Despite a busy and lucrative law practice and the lack of government office, Hamilton continued to exert tremendous influence on the course of public events. He still advised the president through correspondence and even helped Washington write his Farewell Address in 1796. Hamilton maintained his controlling hand on the development of the Federalist Party and masterminded much of the defense of Jay's Treaty (1794). In the election of 1796 he secretly opposed John Adams, seeking to manipulate the electoral college to elect Thomas Pinckney instead. Although these machinations failed, he had influence in the workings of the executive office since Adams retained Washington's cabinet, which was packed with such Hamilton friends and colleagues as Oliver Wolcott, Jr., at the treasury, Timothy Pickering at state, and James McHenry at the war department.
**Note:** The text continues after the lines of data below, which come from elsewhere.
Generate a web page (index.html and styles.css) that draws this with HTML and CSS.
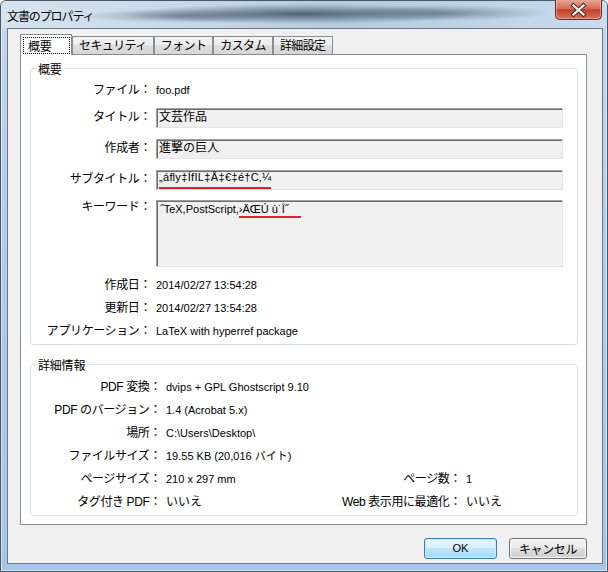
FILE: index.html
```html
<!DOCTYPE html>
<html lang="ja">
<head>
<meta charset="utf-8">
<title>文書のプロパティ</title>
<link rel="stylesheet" href="styles.css">
</head>
<body>
<div class="window">
  <div class="titlebar">
    <div class="title">文書のプロパティ</div>
    <div class="close" aria-label="閉じる">
      <svg width="47" height="20" viewBox="0 0 47 20">
        <defs>
          <linearGradient id="cg" x1="0" y1="0" x2="0" y2="1">
            <stop offset="0" stop-color="#e7a595"/>
            <stop offset="0.45" stop-color="#d66a55"/>
            <stop offset="0.5" stop-color="#c23f2a"/>
            <stop offset="1" stop-color="#d7775a"/>
          </linearGradient>
        </defs>
        <path d="M0.5 0 V15.5 Q0.5 19.5 4.5 19.5 H42.5 Q46.5 19.5 46.5 15.5 V0" fill="url(#cg)" stroke="#6b2a20"/>
        <path d="M1.5 0 V15 Q1.5 18.5 5 18.5 H42 Q45.5 18.5 45.5 15 V0" fill="none" stroke="rgba(255,220,200,0.45)"/>
        <path d="M18.5 5.5 L28.5 14.5 M28.5 5.5 L18.5 14.5" stroke="#4b2a26" stroke-width="4.2" stroke-linecap="square"/>
        <path d="M18.5 5.5 L28.5 14.5 M28.5 5.5 L18.5 14.5" stroke="#ffffff" stroke-width="2.2" stroke-linecap="square"/>
      </svg>
    </div>
  </div>
  <div class="client">
    <div class="tabs">
      <div class="tab active"><span class="focus">概要</span></div>
      <div class="tab">セキュリティ</div>
      <div class="tab">フォント</div>
      <div class="tab">カスタム</div>
      <div class="tab">詳細設定</div>
    </div>
    <div class="panel">
      <fieldset class="group g1">
        <legend>概要</legend>
        <div class="form1">
          <div class="lbl">ファイル：</div>
          <div class="val">foo.pdf</div>

          <div class="lbl">タイトル：</div>
          <div class="input">文芸作品</div>

          <div class="lbl">作成者：</div>
          <div class="input">進撃の巨人</div>

          <div class="lbl">サブタイトル：</div>
          <div class="input lat"><span class="mark mark1">„áﬂy‡ÍfIL‡Å‡€‡é†C‚¼</span></div>

          <div class="lbl top">キーワード：</div>
          <div class="textarea lat">˝TeX,PostScript,<span class="mark mark2">›ÄŒÚ ù˙Î˝</span></div>

          <div class="lbl">作成日：</div>
          <div class="val">2014/02/27 13:54:28</div>

          <div class="lbl">更新日：</div>
          <div class="val">2014/02/27 13:54:28</div>

          <div class="lbl">アプリケーション：</div>
          <div class="val">LaTeX with hyperref package</div>
        </div>
      </fieldset>

      <fieldset class="group g2">
        <legend>詳細情報</legend>
        <div class="form2">
          <div class="lbl">PDF 変換：</div>
          <div class="val span">dvips + GPL Ghostscript 9.10</div>

          <div class="lbl">PDF のバージョン：</div>
          <div class="val span">1.4 (Acrobat 5.x)</div>

          <div class="lbl">場所：</div>
          <div class="val span">C:\Users\Desktop\</div>

          <div class="lbl">ファイルサイズ：</div>
          <div class="val span">19.55 KB (20,016 バイト)</div>

          <div class="lbl">ページサイズ：</div>
          <div class="val">210 x 297 mm</div>
          <div class="lbl">ページ数：</div>
          <div class="val">1</div>

          <div class="lbl">タグ付き PDF：</div>
          <div class="val jp">いいえ</div>
          <div class="lbl">Web 表示用に最適化：</div>
          <div class="val jp">いいえ</div>
        </div>
      </fieldset>
    </div>
    <div class="buttons">
      <div class="btn default">OK</div>
      <div class="btn cancel">キャンセル</div>
    </div>
  </div>
</div>
</body>
</html>
```

FILE: styles.css
```css
* { box-sizing: border-box; }

html, body {
  margin: 0;
  padding: 0;
}

body {
  width: 608px;
  height: 572px;
  overflow: hidden;
  background: #ffffff;
  font-family: "Liberation Sans", "Noto Sans CJK JP", sans-serif;
  font-size: 12px;
  color: #000;
}

.window {
  width: 608px;
  height: 572px;
  border: 1px solid #4a5866;
  border-radius: 6px 6px 0 0;
  background: linear-gradient(to bottom, #c5d9ee 0%, #b2cceb 40%, #a6c6e8 100%);
  box-shadow: inset 0 0 0 1px rgba(255, 255, 255, 0.5);
  display: flex;
  flex-direction: column;
}

/* ---------- title bar ---------- */
.titlebar {
  height: 27px;
  display: flex;
  align-items: flex-start;
  padding: 0 5px 0 6px;
  border-radius: 5px 5px 0 0;
  background:
    radial-gradient(ellipse 180px 10px at 300px 13px, rgba(62, 80, 98, 0.85), rgba(62, 80, 98, 0) 100%),
    radial-gradient(ellipse 110px 8px at 440px 12px, rgba(80, 98, 118, 0.6), rgba(80, 98, 118, 0) 100%),
    radial-gradient(ellipse 100px 7px at 180px 15px, rgba(80, 98, 118, 0.55), rgba(80, 98, 118, 0) 100%),
    linear-gradient(to right, #d6e3ef 0%, #cbdbeb 25%, #b6cbe0 55%, #c2d5e9 85%, #cadcee 100%);
}

.title {
  padding-top: 7px;
  font-family: "Noto Sans CJK JP", sans-serif;
  font-size: 12px;
  line-height: 16px;
  letter-spacing: -1.1px;
  color: #000;
}

.close {
  margin-left: auto;
  margin-top: -1px;
  width: 47px;
  height: 20px;
}

.close svg {
  display: block;
}

/* ---------- client area ---------- */
.client {
  flex: 1;
  margin: 0 4px 7px 6px;
  border: 1px solid #6d7885;
  background: #f0f0f0;
  padding: 5px 15px 4px 12px;
  display: flex;
  flex-direction: column;
}

.tabs {
  height: 20px;
  display: flex;
  align-items: flex-end;
}

.tab {
  height: 18px;
  padding: 0 6px;
  border: 1px solid #898c95;
  border-bottom: none;
  background: linear-gradient(to bottom, #f3f3f3 0%, #ececec 50%, #dfdfdf 50%, #d6d6d6 100%);
  font-family: "Noto Sans CJK JP", sans-serif;
  letter-spacing: -0.6px;
  line-height: 16px;
  white-space: nowrap;
}

.tab.active {
  position: relative;
  z-index: 1;
  width: 52px;
  height: 21px;
  margin-bottom: -1px;
  padding: 2px 1px 0 2px;
  background: #ffffff;
  letter-spacing: -0.2px;
}

.focus {
  display: block;
  width: 47px;
  height: 17px;
  border: 1px dotted #000;
  padding-left: 4px;
  line-height: 15px;
}

.panel {
  height: 471px;
  border: 1px solid #898c95;
  background: #ffffff;
  padding: 6px 8px 8px 9px;
  display: flex;
  flex-direction: column;
  gap: 12px;
}

/* ---------- group boxes ---------- */
.group {
  margin: 0;
  padding: 0 0 1px 0;
  border: 1px solid #d5dfe5;
  border-radius: 3px;
  min-width: 0;
}

.group legend {
  margin-left: 5px;
  padding: 0 2px;
  font-family: "Noto Sans CJK JP", sans-serif;
  font-size: 12px;
  line-height: 15px;
  letter-spacing: -0.2px;
}

.g1 .form1 {
  padding-top: 2px;
  display: grid;
  grid-template-columns: 120px 407px;
  grid-template-rows: 24px 31px 31px 31px 79px 23px 23px 23px;
  column-gap: 5px;
  align-items: center;
}

.g2 .form2 {
  padding-top: 4px;
  display: grid;
  grid-template-columns: 130px 164px 126px 1fr;
  grid-auto-rows: 23px;
  column-gap: 5px;
  align-items: center;
}

.lbl {
  text-align: right;
  white-space: nowrap;
  letter-spacing: -0.4px;
  line-height: 15px;
}

.lbl.top {
  align-self: start;
  margin-top: 5px;
}

.val {
  font-size: 11px;
  line-height: 15px;
  white-space: nowrap;
}

.val.jp {
  font-size: 12px;
}

.val.span {
  grid-column: 2 / -1;
}

.input {
  height: 20px;
  background: #f0f0f0;
  border: 1px solid;
  border-color: #a0a0a0 #e3e3e3 #e3e3e3 #a0a0a0;
  box-shadow: inset 1px 1px 0 #6d6d6d;
  padding-left: 2px;
  display: flex;
  align-items: center;
  line-height: 15px;
  white-space: nowrap;
}

.textarea {
  align-self: start;
  margin-top: 5px;
  height: 67px;
  background: #f0f0f0;
  border: 1px solid;
  border-color: #a0a0a0 #e3e3e3 #e3e3e3 #a0a0a0;
  box-shadow: inset 1px 1px 0 #6d6d6d;
  padding: 1px 3px;
  line-height: 14px;
  white-space: nowrap;
}

.lat {
  font-size: 11px;
}

.mark {
  border-bottom: 2px solid #e2222b;
}

.mark1 {
  padding-bottom: 2px;
  letter-spacing: 0.35px;
}

.mark2 {
  padding-bottom: 1px;
  padding-right: 13px;
}

/* ---------- buttons ---------- */
.buttons {
  margin-top: 13px;
  height: 21px;
  display: flex;
  justify-content: flex-end;
  gap: 12px;
}

.btn {
  height: 21px;
  border: 1px solid #707070;
  border-radius: 3px;
  display: flex;
  align-items: center;
  justify-content: center;
  line-height: 15px;
}

.btn.default {
  width: 73px;
  border-color: #3c7fb1;
  background: linear-gradient(to bottom, #eaf6fd 0%, #d9f0fc 50%, #bee6fd 50%, #a7d9f5 100%);
  box-shadow: inset 0 0 0 1px #c4ecfd;
  font-size: 11px;
}

.btn.cancel {
  width: 78px;
  background: linear-gradient(to bottom, #f2f2f2 0%, #ebebeb 50%, #dddddd 50%, #cfcfcf 100%);
  box-shadow: inset 0 0 0 1px #fbfbfb;
  font-family: "Noto Sans CJK JP", sans-serif;
  letter-spacing: -0.4px;
}
```
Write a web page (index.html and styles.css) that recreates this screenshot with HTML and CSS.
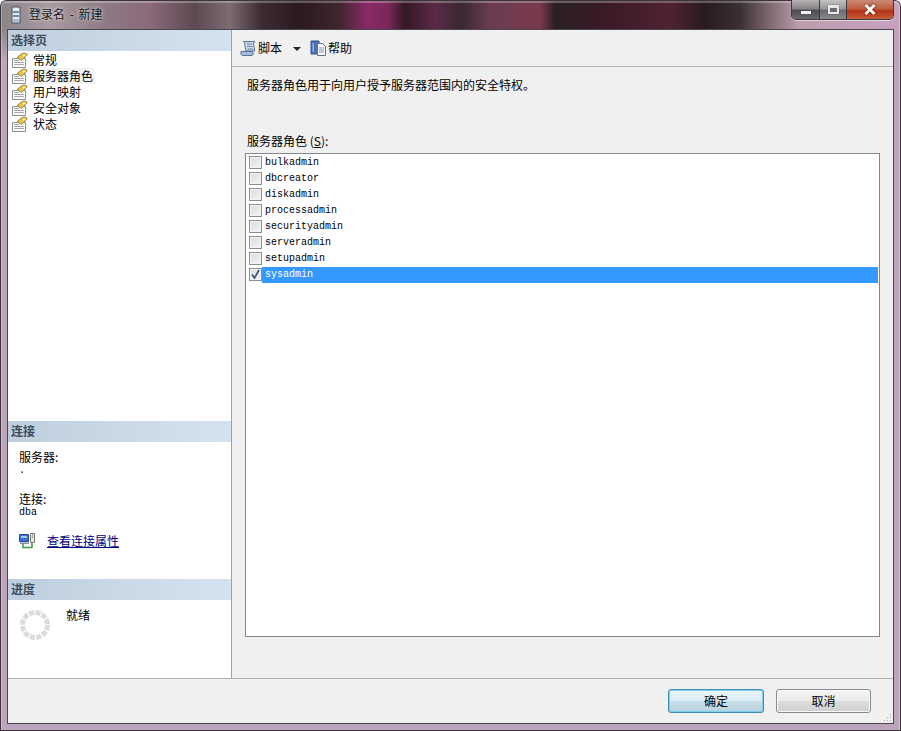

During the Quasi-War (1798-1800), Hamilton pushed for all-out hostilities with France and used his cabinet connections to gain the appointment as second in command under Washington of an army created to fight the French. Since the aging father of his country was not expected to take to the field, Hamilton was for all intents and purposes the general in charge of the U.S. Army. When President Adams sought to defuse the crisis with France, Hamilton and his minions strove to delay negotiations. In 1800 political tension between Adams and Hamilton reached the boiling point. Hamilton again sought to outmaneuver Adams on the ballot, hoping to replace him with Charles Cotesworth Pinckney. When Adams got wind of this effort after the crucial electoral defeat in New York in May, the second president finally took firm control of his cabinet and got rid of Hamilton's supporters. Hamilton, in turn, wrote a pamphlet for private circulation that attacked Adams, declaring the president had "great intrinsic defects in his character, which unfit him for the office of Chief Magistrate." This letter became public, and the internal bickering within the Federalist Party contributed to its defeat in the election of 1800. Hamilton played a backstage role in the final settlement of that election, which was decided in the House of Representatives when Jefferson and Aaron Burr tied for electoral votes.

Animosity between Burr and Hamilton grew over the next few years. When Burr ran for governor of New York in 1804, he sought support from members of the Federalist Party flirting with the idea of New England and New York seceding from the United States. Hamilton, who believed strongly in the union's importance, opposed Burr and attacked his character by referring to him as "a profligate" and a "voluptuary in the extreme" who would ruin any man who followed him. After losing the election, Burr challenged Hamilton to a duel, which was fought at Weehawken, New Jersey, on July 11, 1804. The details of the duel remain hazy because of contradictory testimony. It is likely that Hamilton did not fire his pistol at Burr, but that it went off involuntarily as he was shot with a mortal wound by Burr. Hamilton died the next day at the age of 49. His death was lamented nationally, and Burr was forced to flee. Hamilton was buried in Trinity Churchyard in New York City.

 

Bibliography:

1)         Ron Chernow, Alexander Hamilton (New York: Penguin Press, 2004)

2)         Jacob Earnest Cooke, Alexander Hamilton (New York: Scribners, 1982)

3)         Joseph Ellis, Founding Brothers (New York: Knopf, 2000)

4)         Broadus Mitchell, Alexander Hamilton: A Concise Biography (New York: Oxford University Press, 1976).